Dataset content:
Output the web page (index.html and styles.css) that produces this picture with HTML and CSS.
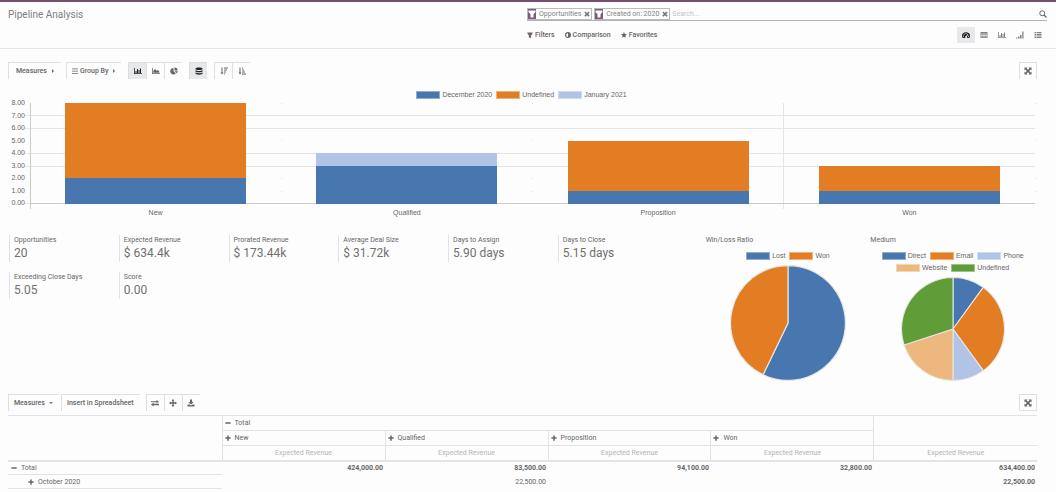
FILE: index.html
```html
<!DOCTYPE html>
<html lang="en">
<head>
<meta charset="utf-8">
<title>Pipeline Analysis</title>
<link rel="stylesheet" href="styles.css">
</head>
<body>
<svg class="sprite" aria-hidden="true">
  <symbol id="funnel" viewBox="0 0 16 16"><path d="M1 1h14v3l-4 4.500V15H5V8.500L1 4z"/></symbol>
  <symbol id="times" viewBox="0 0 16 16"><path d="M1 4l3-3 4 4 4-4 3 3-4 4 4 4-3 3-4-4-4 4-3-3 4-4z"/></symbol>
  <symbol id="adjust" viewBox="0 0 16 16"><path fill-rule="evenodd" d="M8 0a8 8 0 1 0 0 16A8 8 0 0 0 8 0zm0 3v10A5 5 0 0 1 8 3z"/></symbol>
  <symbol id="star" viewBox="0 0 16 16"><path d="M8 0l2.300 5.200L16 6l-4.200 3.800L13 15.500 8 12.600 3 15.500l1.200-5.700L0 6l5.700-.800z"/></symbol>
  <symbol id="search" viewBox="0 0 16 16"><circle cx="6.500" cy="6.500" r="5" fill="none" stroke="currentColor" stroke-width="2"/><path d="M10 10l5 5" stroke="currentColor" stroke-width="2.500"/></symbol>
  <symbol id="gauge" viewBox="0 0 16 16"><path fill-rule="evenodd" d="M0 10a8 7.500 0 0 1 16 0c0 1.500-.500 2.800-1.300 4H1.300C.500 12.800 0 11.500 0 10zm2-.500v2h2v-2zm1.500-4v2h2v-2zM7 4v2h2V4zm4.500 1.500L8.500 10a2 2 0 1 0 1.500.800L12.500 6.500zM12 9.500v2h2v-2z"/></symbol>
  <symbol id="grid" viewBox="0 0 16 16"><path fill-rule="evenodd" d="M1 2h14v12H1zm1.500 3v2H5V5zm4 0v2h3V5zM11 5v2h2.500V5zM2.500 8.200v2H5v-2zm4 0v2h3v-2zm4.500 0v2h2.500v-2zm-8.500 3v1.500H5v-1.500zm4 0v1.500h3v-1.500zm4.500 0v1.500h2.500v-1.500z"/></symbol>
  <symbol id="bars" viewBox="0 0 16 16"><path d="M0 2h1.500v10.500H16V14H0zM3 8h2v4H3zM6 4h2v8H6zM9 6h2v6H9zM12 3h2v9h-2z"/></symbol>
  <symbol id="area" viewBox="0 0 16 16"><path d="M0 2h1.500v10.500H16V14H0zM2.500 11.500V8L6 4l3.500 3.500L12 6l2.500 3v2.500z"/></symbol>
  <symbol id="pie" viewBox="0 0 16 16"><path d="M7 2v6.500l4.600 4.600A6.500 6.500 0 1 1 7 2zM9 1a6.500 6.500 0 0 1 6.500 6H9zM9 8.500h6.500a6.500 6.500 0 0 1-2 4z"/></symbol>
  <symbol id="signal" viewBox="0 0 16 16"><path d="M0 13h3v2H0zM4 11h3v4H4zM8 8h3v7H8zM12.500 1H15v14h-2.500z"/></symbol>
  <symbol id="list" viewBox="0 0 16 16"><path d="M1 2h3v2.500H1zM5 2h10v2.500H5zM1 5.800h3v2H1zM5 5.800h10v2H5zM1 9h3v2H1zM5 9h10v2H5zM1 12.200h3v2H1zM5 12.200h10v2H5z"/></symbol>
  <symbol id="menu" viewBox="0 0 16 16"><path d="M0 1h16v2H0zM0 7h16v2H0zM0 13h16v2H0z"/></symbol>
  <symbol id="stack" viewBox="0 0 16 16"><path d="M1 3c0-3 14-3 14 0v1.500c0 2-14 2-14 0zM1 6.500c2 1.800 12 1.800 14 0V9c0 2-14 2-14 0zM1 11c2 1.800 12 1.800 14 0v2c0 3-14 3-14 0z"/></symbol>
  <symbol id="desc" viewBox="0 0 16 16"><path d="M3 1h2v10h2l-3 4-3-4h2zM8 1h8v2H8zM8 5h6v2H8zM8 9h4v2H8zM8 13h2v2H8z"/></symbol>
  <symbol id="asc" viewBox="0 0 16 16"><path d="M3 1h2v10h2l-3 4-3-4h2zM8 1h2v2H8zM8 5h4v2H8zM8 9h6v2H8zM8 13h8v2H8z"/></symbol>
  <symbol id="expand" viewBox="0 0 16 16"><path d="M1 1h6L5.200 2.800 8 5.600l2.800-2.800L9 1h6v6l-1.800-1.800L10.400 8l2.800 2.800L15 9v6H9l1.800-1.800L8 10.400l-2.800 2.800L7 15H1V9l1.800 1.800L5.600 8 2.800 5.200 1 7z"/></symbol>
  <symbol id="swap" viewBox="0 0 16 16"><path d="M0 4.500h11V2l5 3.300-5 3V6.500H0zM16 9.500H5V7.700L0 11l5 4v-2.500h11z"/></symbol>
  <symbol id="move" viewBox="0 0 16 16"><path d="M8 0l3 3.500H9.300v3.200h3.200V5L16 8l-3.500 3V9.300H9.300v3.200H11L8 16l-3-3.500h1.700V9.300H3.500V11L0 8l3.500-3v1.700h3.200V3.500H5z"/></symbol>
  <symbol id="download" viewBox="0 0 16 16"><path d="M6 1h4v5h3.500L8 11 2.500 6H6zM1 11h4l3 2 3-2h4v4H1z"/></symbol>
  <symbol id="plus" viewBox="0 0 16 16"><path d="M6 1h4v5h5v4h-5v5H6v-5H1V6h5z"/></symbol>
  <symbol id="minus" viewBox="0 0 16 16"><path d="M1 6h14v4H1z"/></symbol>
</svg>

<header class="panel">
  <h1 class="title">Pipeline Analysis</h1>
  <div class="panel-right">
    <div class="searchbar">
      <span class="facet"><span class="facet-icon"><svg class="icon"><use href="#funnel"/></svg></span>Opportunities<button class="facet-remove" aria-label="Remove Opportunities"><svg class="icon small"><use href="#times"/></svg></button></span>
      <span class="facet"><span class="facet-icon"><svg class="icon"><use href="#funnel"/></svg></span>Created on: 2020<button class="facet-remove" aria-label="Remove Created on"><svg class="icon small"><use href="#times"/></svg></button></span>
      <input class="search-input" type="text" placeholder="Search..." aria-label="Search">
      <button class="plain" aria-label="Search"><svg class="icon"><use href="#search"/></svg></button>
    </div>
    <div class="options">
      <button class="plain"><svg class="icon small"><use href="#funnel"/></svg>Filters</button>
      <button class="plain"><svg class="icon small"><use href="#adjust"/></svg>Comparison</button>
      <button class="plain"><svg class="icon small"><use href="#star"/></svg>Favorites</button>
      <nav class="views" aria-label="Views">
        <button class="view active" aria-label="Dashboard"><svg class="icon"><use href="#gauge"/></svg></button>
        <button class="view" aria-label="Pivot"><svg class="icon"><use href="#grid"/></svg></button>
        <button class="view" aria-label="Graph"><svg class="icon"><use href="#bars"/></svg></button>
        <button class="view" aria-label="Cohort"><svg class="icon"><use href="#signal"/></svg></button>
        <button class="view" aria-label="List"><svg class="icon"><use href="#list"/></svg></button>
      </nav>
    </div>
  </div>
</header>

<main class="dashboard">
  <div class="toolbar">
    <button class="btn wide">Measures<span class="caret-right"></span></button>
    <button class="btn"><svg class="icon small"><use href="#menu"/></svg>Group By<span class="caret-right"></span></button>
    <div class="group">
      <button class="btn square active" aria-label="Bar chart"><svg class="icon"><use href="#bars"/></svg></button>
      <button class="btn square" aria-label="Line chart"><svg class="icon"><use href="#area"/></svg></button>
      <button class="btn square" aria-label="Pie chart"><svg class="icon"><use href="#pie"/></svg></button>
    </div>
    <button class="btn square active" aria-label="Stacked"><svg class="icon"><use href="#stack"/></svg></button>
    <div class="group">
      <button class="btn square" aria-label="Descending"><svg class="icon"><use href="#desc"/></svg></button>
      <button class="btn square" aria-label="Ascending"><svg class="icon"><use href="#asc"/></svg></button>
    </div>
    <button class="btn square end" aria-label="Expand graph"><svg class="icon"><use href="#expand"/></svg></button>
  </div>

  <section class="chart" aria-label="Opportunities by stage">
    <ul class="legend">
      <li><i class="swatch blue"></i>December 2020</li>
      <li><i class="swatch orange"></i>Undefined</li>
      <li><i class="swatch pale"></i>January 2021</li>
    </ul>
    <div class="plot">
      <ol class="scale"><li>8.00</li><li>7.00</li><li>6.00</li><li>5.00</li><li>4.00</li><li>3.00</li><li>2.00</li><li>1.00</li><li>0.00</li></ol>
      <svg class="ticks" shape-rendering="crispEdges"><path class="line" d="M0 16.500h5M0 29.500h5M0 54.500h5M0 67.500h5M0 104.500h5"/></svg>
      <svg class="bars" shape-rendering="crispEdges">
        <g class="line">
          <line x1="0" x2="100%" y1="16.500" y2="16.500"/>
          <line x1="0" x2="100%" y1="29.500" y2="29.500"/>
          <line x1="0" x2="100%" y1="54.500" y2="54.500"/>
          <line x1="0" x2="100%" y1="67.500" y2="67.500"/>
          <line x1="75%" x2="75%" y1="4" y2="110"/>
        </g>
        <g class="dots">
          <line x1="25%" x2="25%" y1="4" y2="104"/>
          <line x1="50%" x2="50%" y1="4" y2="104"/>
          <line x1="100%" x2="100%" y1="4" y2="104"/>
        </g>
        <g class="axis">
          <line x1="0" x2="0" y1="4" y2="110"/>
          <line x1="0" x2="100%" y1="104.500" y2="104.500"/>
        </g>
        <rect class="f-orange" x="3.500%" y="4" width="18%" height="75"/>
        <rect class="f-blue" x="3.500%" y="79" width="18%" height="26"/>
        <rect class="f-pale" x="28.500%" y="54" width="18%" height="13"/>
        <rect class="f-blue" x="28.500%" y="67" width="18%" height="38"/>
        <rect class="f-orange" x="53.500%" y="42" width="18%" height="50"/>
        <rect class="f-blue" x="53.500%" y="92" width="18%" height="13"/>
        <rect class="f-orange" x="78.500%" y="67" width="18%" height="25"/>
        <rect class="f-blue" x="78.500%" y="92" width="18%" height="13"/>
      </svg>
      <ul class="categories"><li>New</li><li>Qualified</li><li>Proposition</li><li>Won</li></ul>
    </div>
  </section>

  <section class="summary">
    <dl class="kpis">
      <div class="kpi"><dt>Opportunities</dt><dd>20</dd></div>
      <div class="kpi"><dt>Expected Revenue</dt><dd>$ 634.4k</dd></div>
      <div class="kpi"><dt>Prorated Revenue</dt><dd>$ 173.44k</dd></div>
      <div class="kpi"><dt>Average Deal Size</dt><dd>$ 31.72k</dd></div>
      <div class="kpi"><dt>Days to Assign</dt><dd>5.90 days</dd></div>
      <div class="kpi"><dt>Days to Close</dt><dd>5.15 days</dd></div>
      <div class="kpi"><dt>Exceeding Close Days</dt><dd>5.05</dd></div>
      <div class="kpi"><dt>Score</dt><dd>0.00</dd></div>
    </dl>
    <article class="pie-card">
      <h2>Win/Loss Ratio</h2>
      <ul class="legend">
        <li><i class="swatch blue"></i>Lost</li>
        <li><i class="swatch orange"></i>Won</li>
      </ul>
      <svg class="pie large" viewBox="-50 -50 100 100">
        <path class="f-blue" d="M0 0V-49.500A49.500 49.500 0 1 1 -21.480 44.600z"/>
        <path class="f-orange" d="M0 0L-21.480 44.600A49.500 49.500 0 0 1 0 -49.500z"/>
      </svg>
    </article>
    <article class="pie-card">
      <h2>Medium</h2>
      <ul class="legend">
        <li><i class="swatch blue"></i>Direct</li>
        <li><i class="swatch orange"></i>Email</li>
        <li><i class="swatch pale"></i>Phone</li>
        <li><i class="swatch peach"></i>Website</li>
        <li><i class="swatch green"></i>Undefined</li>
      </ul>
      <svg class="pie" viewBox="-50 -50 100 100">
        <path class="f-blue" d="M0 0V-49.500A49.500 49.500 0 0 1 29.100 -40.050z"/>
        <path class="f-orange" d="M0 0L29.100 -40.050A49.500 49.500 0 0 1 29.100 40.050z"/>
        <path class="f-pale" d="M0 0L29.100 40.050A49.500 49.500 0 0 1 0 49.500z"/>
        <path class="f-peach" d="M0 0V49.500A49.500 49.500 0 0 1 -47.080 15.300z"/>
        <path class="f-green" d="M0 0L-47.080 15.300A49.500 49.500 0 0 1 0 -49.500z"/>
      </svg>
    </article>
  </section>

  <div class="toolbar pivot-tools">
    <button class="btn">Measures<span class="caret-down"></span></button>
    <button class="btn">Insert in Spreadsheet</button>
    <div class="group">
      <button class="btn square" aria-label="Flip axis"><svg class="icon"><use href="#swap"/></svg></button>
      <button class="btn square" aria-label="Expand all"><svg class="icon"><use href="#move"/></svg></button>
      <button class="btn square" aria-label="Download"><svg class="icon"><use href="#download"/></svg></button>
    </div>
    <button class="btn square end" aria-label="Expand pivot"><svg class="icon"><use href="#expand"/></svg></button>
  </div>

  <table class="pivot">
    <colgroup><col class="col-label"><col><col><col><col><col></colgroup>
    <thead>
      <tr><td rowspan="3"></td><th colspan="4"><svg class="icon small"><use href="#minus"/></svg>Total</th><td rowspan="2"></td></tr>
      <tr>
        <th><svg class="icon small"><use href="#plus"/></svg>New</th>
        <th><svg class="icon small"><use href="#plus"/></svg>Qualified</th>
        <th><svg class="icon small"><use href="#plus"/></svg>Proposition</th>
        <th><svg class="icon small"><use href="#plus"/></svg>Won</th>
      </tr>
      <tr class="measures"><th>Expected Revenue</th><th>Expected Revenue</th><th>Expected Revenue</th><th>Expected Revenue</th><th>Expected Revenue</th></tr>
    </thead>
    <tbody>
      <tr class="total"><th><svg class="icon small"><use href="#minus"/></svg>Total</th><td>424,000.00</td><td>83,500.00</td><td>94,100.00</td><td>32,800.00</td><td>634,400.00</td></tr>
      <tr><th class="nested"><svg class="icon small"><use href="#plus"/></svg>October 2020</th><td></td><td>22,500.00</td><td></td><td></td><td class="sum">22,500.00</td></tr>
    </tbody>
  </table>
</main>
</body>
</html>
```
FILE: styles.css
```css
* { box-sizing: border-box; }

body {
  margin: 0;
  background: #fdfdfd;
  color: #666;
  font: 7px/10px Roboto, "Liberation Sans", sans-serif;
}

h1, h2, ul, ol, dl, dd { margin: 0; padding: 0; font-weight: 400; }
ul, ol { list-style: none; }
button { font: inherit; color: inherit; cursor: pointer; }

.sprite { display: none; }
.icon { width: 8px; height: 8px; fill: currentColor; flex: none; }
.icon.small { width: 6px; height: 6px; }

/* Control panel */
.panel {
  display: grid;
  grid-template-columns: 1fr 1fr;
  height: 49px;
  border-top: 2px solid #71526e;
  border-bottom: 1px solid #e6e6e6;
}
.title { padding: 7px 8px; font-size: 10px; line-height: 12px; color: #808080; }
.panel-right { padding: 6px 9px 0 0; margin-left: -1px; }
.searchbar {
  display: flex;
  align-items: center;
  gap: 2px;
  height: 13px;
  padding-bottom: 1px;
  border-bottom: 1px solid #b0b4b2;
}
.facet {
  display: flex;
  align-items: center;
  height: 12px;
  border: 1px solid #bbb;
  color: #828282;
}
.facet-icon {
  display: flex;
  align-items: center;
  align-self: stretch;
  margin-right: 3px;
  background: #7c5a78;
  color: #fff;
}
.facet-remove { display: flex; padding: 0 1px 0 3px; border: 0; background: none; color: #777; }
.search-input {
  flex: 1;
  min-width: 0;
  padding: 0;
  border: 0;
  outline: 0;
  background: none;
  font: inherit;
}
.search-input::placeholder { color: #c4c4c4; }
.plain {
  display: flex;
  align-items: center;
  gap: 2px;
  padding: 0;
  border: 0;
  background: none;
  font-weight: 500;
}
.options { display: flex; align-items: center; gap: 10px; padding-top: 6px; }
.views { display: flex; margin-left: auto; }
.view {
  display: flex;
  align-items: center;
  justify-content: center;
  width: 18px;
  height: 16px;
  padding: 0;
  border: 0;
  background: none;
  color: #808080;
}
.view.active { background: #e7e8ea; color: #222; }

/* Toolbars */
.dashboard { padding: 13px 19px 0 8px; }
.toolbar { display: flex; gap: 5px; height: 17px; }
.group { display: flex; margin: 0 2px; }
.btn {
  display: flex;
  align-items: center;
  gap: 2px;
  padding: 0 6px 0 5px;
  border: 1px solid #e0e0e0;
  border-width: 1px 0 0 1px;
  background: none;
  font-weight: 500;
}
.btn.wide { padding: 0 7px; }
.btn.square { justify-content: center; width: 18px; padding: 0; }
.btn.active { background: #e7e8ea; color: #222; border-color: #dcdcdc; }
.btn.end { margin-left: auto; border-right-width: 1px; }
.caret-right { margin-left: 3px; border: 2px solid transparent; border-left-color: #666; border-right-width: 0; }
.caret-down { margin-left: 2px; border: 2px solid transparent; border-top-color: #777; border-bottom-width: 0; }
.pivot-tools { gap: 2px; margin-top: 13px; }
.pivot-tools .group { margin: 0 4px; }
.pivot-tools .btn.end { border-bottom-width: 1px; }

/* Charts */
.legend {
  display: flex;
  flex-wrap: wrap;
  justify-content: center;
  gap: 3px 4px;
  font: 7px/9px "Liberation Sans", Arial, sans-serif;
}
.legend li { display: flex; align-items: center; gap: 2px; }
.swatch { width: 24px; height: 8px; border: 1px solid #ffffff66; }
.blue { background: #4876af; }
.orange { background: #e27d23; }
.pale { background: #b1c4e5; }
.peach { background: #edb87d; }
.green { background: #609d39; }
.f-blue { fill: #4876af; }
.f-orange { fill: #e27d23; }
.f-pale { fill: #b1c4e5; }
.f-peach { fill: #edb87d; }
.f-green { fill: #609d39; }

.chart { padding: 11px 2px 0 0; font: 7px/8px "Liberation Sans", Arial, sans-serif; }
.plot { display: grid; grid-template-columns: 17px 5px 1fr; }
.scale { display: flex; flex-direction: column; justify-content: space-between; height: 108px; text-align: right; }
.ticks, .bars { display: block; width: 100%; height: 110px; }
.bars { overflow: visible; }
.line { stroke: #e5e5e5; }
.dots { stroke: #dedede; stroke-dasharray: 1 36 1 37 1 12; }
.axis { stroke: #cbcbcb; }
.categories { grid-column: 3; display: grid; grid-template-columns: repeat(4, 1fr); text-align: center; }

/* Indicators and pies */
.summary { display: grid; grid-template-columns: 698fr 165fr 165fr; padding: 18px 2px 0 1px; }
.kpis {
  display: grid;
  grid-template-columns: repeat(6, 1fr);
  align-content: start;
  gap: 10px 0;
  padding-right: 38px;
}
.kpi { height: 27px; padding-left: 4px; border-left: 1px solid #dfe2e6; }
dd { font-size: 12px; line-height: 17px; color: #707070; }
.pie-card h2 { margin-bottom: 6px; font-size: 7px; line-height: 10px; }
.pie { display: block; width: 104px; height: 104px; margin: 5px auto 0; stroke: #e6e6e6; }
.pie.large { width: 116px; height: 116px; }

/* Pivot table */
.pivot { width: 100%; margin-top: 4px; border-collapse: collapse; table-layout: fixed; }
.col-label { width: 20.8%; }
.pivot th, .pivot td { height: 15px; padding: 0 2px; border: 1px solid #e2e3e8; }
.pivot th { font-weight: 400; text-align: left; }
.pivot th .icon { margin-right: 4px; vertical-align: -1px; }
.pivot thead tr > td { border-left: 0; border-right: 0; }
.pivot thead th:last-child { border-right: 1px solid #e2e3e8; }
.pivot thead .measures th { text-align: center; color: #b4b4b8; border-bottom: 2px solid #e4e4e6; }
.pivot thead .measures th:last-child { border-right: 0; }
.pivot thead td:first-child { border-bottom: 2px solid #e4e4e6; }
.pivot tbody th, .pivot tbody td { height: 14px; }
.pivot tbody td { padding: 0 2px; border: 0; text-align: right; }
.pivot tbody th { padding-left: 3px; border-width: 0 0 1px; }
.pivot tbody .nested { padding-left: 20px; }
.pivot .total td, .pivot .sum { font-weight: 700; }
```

Given request: Identify and copy the lines holding the word "styles".

Solution for this task:
Output the web page (index.html and styles.css) that produces this picture with HTML and CSS.
<link rel="stylesheet" href="styles.css">
FILE: styles.css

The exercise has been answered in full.